Forty years ago tomorrow, President Gerald Ford appeared on national television declaring he had granted former President Richard Nixon a full pardon for his involvement in the Watergate scandal.

While the infamous investigation has been extensively publicized and analyzed, Ford’s reasoning behind the pardon mostly remains an untold story.

That’s according to Ken Gormley, Duquesne University’s Dean of Law, who is coordinating Monday’s event along with the Pittsburgh Post-Gazette, at which major players in Ford’s decision recount their involvement.

Benton Becker, former special counsel to Ford, plans to share his story about traveling to California to basically read Nixon his Miranda Rights since a 1915 Supreme Court decision stated an acceptance of a pardon was an admission of guilt, according to Gormley.

“Ford sent Becker out there to get Nixon to accept the pardon and acknowledge his guilt, and we learned in doing work leading up to this some years ago that President Nixon tried to resist even taking the pardon because he didn’t want to admit guilt,” Gormley said.
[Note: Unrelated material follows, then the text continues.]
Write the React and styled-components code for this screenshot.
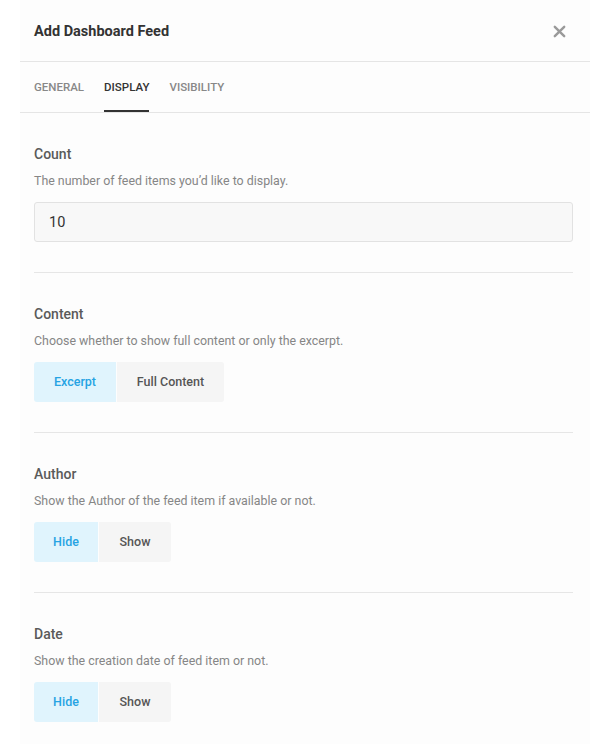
import React, { useState } from 'react'
import styled, { createGlobalStyle } from 'styled-components'

const GlobalStyle = createGlobalStyle`
  body {
    margin: 0;
    background: #ffffff;
    font-family: Roboto, "Liberation Sans", Arial, sans-serif;
    -webkit-font-smoothing: antialiased;
  }
`

const Modal = styled.div`
  width: 570px;
  margin: 0 20px;
  background: #fdfdfd;
  min-height: 744px;
`

const Header = styled.div`
  height: 62px;
  display: flex;
  align-items: center;
  justify-content: space-between;
  padding: 2px 20px 0 14px;
  border-bottom: 1px solid #e5e5e5;
  box-sizing: border-box;
`

const Title = styled.h1`
  margin: 0;
  font-size: 14.5px;
  font-weight: 700;
  color: #333;
`

const Close = styled.button`
  border: 0;
  background: none;
  padding: 0;
  width: 22px;
  height: 22px;
  display: flex;
  align-items: center;
  justify-content: center;
  cursor: pointer;
`

const Tabs = styled.div`
  display: flex;
  gap: 20px;
  padding: 0 14px;
  height: 50px;
  border-bottom: 1px solid #e5e5e5;
`

const Tab = styled.div`
  display: flex;
  align-items: center;
  font-size: 11.5px;
  font-weight: 500;
  text-transform: uppercase;
  color: ${(p) => (p.$active ? '#333' : '#888')};
  box-shadow: ${(p) => (p.$active ? 'inset 0 -2px 0 #333' : 'none')};
  cursor: pointer;
`

const Body = styled.div`
  padding: 0 17px 0 14px;
`

const Section = styled.div`
  padding: 31px 0 30px;
  border-bottom: 1px solid #e6e6e6;
  &:last-child {
    border-bottom: 0;
  }
`

const Label = styled.div`
  font-size: 14px;
  line-height: 20px;
  font-weight: 500;
  color: #5a5a5a;
  margin-bottom: 8px;
`

const Desc = styled.div`
  font-size: 12.4px;
  line-height: 18px;
  color: #868686;
  margin-bottom: 12px;
`

const Input = styled.input`
  display: block;
  width: 100%;
  height: 40px;
  box-sizing: border-box;
  border: 1px solid #e2e2e2;
  border-radius: 3px;
  background: #f8f8f8;
  padding: 0 14px;
  font-family: inherit;
  font-size: 14.5px;
  color: #333;
  outline: none;
`

const Toggle = styled.div`
  display: inline-flex;
  gap: 1px;
  border-radius: 3px;
  overflow: hidden;
`

const Option = styled.button`
  height: 40px;
  border: 0;
  padding: 0 0 1px;
  width: ${(p) => p.$w}px;
  font-family: inherit;
  font-size: 12.5px;
  font-weight: 500;
  background: ${(p) => (p.$active ? '#e0f4fd' : '#f5f5f5')};
  color: ${(p) => (p.$active ? '#26a3e3' : '#555')};
  cursor: pointer;
`

const CloseIcon = () => (
  <svg width="13" height="13" viewBox="0 0 13 13">
    <path d="M1.8 1.8 L11.2 11.2 M11.2 1.8 L1.8 11.2" stroke="#9a9a9a" strokeWidth="2.4" strokeLinecap="round" />
  </svg>
)

const fields = [
  {
    key: 'content',
    label: 'Content',
    desc: 'Choose whether to show full content or only the excerpt.',
    options: [
      { label: 'Excerpt', w: 82 },
      { label: 'Full Content', w: 107 },
    ],
  },
  {
    key: 'author',
    label: 'Author',
    desc: 'Show the Author of the feed item if available or not.',
    options: [
      { label: 'Hide', w: 64 },
      { label: 'Show', w: 72 },
    ],
  },
  {
    key: 'date',
    label: 'Date',
    desc: 'Show the creation date of feed item or not.',
    options: [
      { label: 'Hide', w: 64 },
      { label: 'Show', w: 72 },
    ],
  },
]

const App = () => {
  const [tab, setTab] = useState('Display')
  const [values, setValues] = useState({ content: 0, author: 0, date: 0 })
  const [count, setCount] = useState('10')

  return (
    <>
      <GlobalStyle />
      <Modal>
        <Header>
          <Title>Add Dashboard Feed</Title>
          <Close aria-label="Close">
            <CloseIcon />
          </Close>
        </Header>
        <Tabs>
          {['General', 'Display', 'Visibility'].map((t) => (
            <Tab key={t} $active={tab === t} onClick={() => setTab(t)}>
              {t}
            </Tab>
          ))}
        </Tabs>
        <Body>
          <Section>
            <Label>Count</Label>
            <Desc>The number of feed items you’d like to display.</Desc>
            <Input value={count} onChange={(e) => setCount(e.target.value)} />
          </Section>
          {fields.map((f) => (
            <Section key={f.key}>
              <Label>{f.label}</Label>
              <Desc>{f.desc}</Desc>
              <Toggle>
                {f.options.map((o, i) => (
                  <Option
                    key={o.label}
                    $w={o.w}
                    $active={values[f.key] === i}
                    onClick={() => setValues({ ...values, [f.key]: i })}
                  >
                    {o.label}
                  </Option>
                ))}
              </Toggle>
            </Section>
          ))}
        </Body>
      </Modal>
    </>
  )
}

export default App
Gormley, whose interview with Ford will be presented at the program, said the president thought he had accomplished what the American people wanted at the time – a legal admission of guilt.

But Ford’s decision still shocked and angered many, including Jill Wine-Banks, former assistant Watergate special prosecutor, who was the only female on the team planning to indict and prosecute Nixon.

“Jill Wine-Banks was the person who interrogated President Nixon’s secretary Rose Mary Woods in the grand jury about the infamous 18 and a half minute gap on one of the key Watergate tapes,” Gormley said. “So she played a lead role.”

Gormley said she will recount her story and discuss how the past 40 years has affected her opinion about the pardon.

Also speaking at the gathering is Timothy Naftali, former director of the Richard M. Nixon Presidential Library, who is known for creating a display about the scandal at the library.

Ford’s son, Steve Ford, is participating through a special video interview that will show at the program.

“His father told him that in some cases, you have to - like being a father of the family - have mercy, not take the strongest punishment, in taking care of issues like this because it may end up dividing the family even further, or in this case, the country,” Gormley said.

Tom Brokow, NBC News special correspondent, will also be featured in a video, recounting his experience of covering Nixon’s resignation and pardon.

Gormley said he hopes the gathering will help people see the full picture and decide for themselves if the pardon was the right decision.

“Often we learn through history and looking back over many years and decisions become clarified,” Gormley said. “And this is one that I think that not nearly enough was known about the circumstances at the time.”

The gathering is tomorrow from 3:30 to 5 p.m. at Duquesne University’s Power Center Ballroom.